## TO DO
Copy every line that mentions the word "React".

## DATA EXTRACT
☆ ☆ ☆ ☆
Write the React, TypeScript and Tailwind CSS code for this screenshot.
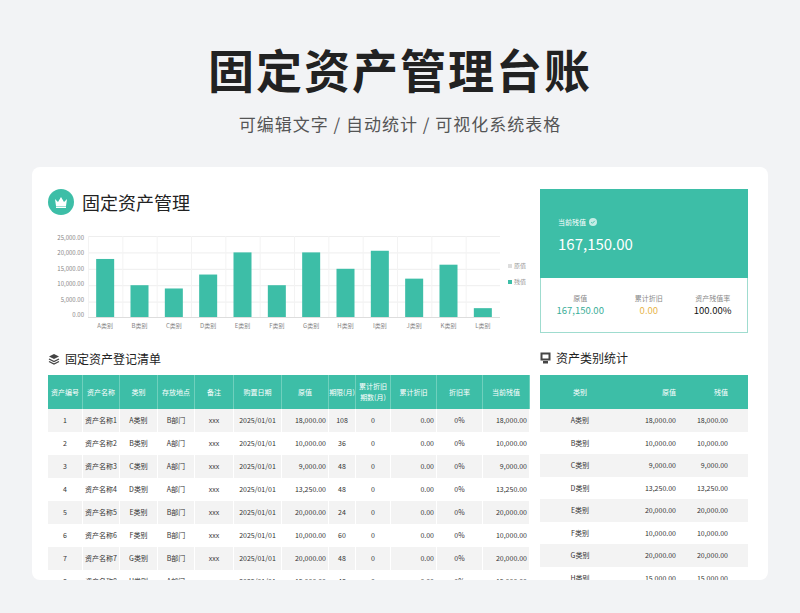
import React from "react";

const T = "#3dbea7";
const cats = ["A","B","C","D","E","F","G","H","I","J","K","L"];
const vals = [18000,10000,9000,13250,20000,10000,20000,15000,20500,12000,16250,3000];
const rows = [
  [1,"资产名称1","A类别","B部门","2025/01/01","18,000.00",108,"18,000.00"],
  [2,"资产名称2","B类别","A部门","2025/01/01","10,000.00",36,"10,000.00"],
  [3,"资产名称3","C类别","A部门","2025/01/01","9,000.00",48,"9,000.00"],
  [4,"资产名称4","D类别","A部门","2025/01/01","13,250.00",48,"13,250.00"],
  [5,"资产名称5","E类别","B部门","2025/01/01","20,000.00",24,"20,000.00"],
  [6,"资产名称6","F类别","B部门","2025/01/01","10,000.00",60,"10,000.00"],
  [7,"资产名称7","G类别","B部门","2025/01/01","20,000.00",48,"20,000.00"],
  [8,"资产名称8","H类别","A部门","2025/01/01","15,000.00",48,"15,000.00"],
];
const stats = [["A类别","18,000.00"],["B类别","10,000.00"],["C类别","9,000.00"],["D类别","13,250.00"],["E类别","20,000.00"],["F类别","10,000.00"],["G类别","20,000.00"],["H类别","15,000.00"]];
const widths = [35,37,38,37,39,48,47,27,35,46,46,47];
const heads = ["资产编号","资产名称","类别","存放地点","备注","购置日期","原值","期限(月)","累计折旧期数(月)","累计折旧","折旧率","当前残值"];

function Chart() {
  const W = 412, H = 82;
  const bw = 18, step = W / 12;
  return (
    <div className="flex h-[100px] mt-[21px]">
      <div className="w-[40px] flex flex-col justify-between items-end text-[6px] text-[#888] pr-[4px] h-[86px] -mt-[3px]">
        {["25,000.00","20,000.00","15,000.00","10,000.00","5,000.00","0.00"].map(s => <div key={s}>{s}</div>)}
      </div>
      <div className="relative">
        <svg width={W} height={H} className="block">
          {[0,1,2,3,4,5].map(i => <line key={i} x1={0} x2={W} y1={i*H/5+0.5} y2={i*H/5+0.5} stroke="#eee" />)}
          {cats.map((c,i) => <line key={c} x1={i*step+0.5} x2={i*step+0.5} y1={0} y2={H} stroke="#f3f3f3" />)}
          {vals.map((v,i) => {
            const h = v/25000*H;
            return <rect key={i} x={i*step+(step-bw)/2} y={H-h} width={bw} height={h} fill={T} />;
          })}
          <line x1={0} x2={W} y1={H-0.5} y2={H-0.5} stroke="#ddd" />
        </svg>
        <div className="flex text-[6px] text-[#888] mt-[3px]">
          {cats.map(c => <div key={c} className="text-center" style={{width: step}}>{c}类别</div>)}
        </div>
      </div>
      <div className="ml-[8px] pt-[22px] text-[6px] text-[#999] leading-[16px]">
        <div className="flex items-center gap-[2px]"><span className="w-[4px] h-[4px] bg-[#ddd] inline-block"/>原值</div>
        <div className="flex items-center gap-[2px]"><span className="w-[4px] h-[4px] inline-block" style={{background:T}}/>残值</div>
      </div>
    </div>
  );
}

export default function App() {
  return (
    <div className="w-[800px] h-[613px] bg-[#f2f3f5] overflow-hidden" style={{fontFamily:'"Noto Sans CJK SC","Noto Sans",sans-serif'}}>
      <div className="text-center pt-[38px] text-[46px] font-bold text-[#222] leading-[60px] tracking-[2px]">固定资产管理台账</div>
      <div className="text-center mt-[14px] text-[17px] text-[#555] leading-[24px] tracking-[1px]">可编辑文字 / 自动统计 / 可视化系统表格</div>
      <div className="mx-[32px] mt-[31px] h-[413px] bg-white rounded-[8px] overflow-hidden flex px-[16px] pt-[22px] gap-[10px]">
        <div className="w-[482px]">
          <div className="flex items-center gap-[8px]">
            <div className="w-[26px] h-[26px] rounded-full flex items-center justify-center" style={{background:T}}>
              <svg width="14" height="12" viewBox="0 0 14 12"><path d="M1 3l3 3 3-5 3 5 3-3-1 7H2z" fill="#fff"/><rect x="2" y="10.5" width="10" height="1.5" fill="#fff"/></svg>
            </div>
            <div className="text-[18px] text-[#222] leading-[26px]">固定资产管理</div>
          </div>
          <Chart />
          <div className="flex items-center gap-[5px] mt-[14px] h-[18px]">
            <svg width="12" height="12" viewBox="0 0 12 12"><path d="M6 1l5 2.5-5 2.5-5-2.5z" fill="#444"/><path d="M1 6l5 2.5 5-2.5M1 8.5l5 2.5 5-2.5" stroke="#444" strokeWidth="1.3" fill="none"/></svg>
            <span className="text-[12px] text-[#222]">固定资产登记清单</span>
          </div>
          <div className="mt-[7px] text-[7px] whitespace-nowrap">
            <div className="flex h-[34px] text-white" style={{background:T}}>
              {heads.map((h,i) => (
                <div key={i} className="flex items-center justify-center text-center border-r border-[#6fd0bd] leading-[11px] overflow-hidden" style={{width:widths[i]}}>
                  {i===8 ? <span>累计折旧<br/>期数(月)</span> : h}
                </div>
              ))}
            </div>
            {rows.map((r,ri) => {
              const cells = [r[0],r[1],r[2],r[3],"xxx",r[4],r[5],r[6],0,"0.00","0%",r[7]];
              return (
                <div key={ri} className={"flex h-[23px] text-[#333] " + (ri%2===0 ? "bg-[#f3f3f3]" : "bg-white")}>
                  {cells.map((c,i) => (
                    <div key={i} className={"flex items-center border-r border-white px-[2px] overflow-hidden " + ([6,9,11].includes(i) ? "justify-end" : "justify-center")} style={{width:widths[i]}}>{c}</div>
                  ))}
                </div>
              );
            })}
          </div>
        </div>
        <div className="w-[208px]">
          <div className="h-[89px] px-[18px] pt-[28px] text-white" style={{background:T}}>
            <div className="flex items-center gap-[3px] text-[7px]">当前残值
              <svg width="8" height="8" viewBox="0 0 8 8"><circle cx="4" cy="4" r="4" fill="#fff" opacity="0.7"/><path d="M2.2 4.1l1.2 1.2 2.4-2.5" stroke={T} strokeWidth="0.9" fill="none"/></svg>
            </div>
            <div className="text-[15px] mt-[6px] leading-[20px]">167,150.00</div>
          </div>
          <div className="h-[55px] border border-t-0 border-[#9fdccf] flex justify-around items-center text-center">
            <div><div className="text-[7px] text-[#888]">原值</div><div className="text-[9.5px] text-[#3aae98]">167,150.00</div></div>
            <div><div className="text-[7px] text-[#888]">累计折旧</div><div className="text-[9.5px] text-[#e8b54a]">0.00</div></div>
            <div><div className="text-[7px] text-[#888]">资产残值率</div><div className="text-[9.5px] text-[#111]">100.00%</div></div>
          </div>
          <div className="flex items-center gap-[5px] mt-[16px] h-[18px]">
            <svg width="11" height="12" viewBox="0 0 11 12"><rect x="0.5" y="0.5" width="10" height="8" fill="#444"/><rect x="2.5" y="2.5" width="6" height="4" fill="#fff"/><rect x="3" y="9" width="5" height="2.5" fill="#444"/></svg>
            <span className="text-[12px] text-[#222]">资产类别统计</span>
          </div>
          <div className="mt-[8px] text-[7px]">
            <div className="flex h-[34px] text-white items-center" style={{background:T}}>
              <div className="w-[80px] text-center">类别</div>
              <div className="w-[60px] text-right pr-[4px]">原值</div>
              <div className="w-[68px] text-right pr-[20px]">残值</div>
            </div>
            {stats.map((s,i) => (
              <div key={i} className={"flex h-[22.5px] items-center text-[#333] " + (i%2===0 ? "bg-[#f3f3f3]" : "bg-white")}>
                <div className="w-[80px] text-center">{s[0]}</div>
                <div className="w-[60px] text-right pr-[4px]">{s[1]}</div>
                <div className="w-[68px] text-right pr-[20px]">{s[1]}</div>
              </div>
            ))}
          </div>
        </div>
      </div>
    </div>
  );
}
☆ ☆ ☆ ☆
## RESULT FOR THIS TASK
Write the React, TypeScript and Tailwind CSS code for this screenshot.
import React from "react";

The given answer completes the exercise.